La Storia insegna, anzi deve insegnare, anche se talora sembra non farlo. Magari, solo a ricordare all’uomo si essere uomo e non bestia. Come accade per la Giornata della Memoria. Che non deve essere solo rituale di ogni anno, con ripetizione di formule retoriche: la memoria, se vuole avere un valore, deve essere ancora al presente. Di questo si è avuta conferma a Giarre, in due istituti scolastici il “R. Guttuso” e l’ “Enrico Fermi”, che hanno accolto la manifestazione, organizzata in collaborazione con la Fidapa sezione Giarre- Riposto, “Il dovere del ricordo”, nel corso della quale è stato presentato il libro “Diario di un deportato” di Antonio Garufi, un siciliano fiero e di cui essere fieri per l’opera di scrittore e di alti valori civili espressi nella sua vita, lottando contro ogni offesa all’umanità nei lager come nell’esistenza di ogni giorno.

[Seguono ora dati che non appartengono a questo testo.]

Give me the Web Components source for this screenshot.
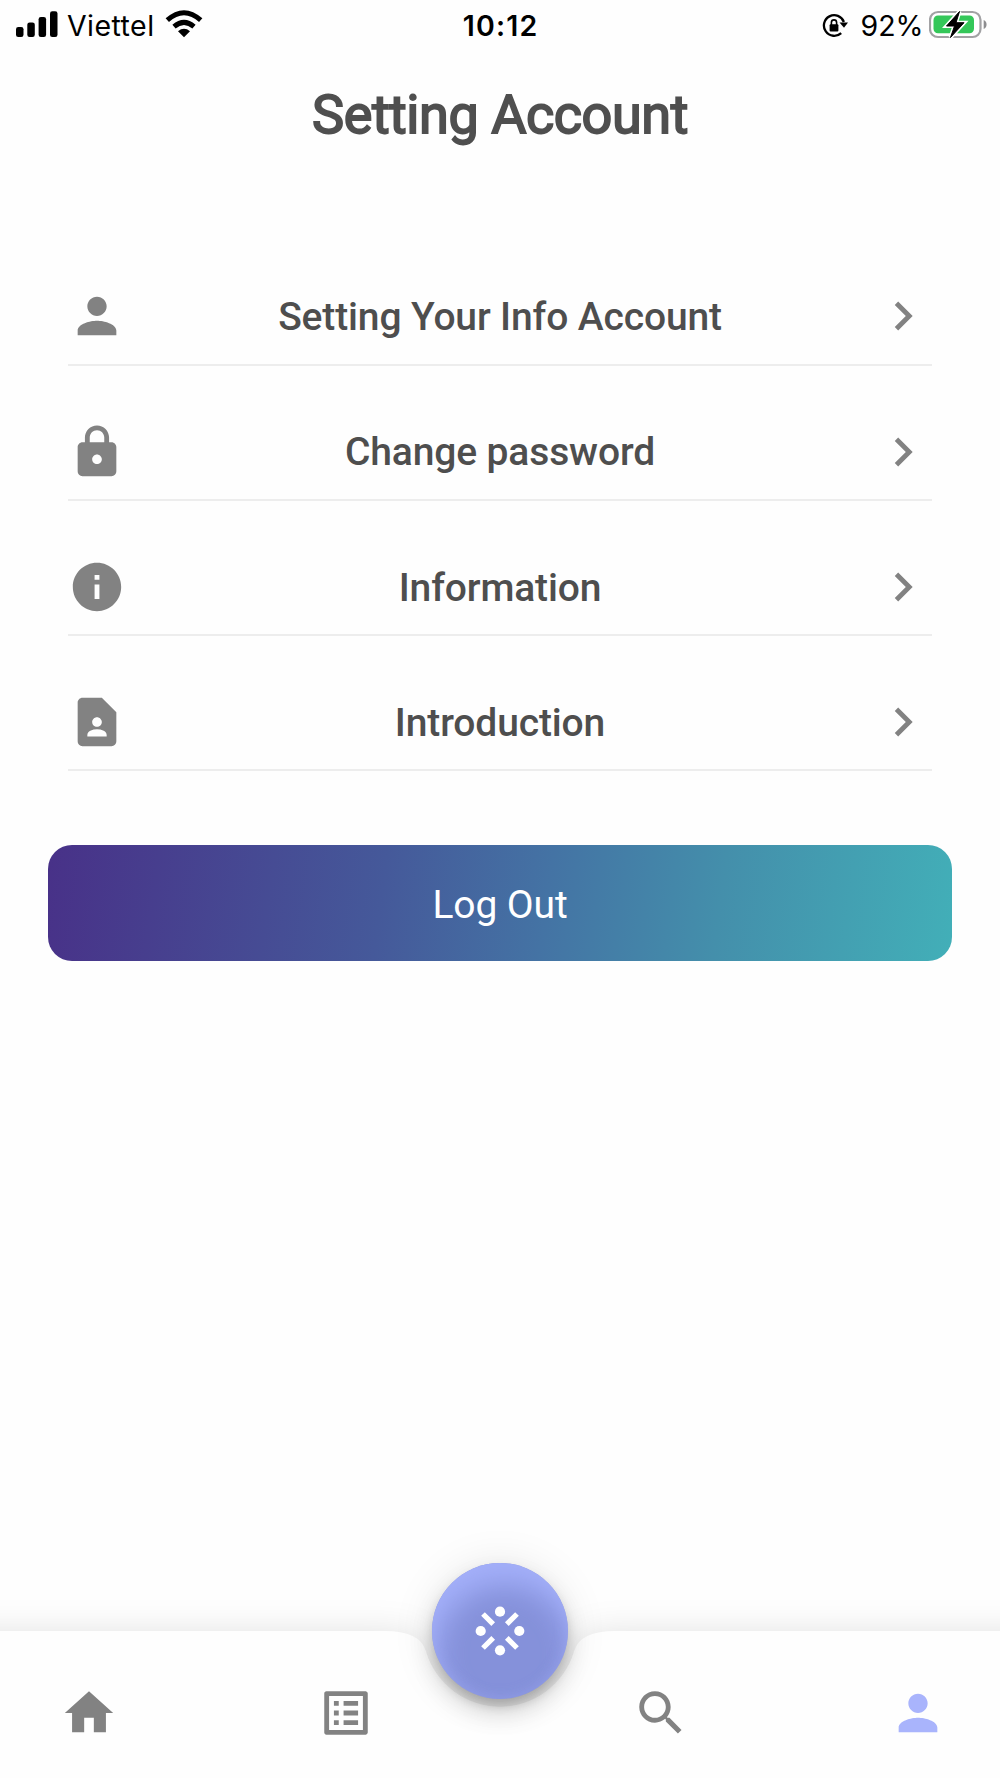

Dopo il saluto del dirigente scolastico Gaetano Ginardi (nella foto), è intervenuta, nella sala della biblioteca intitolata a “Giuseppe Sapienza” di fronte a tanti studenti della scuola media, la professoressa Maria Pia Russo, presidente della sezineFidapa Giarre-Riposto, che ha sottolineato il significato dell’inziativa, nel solco del valore della testimonianza umana contro ogni barbarie e oppressione della dignità di ogni uomo. Un pericolo quello del totalitarismo sempre dietro l’angolo, come evidenziato dalla professoressa Anna Castiglione, che ha invitato gli studenti ad essere sempre vigili diinanzi ad ogni rigurgito di simili fenomeni. A seguire è stato il momento centrlale, con le parole della professoressa Antonietta Rita Garufi, figlia di Antonio Garufi. E’ stato un ricordo dettagliato e molto toccante, non solo per il diario che racconta l’orrore del lager, le violenze subite senza spirito di vendetta, come nel caso del bimbo che una guardia nazista aveva invitato a percuotere proprio lui. Garufi, originario dell’area giarrese, si arruolò nei carabinieri. Partigiano nella Carnia e nel Friuli orientale e nord orientale nella Brigata Osoppo. Fu imprigionato dai nazifascisti, fu deportato, prime nel famigerato lager di Dachau, poi, a Buchenwald.
Nel complesso, un ricordo vivo, non solo che viene fuori dalle parole del libro, ma a tutto tondo, nelle parole degli intervenuti, anche nell’ aula magna dell’ “Enrico Fermi”, fra cui tanti studenti. Un’niziativa, quindi, che ha riscosso consensi, grazie anche all’animazione e al coordinamento delle professoresse Marzia Andronico, Milena Camardi e Giusy Torrisi e il video del prof. Massimo Corsaro.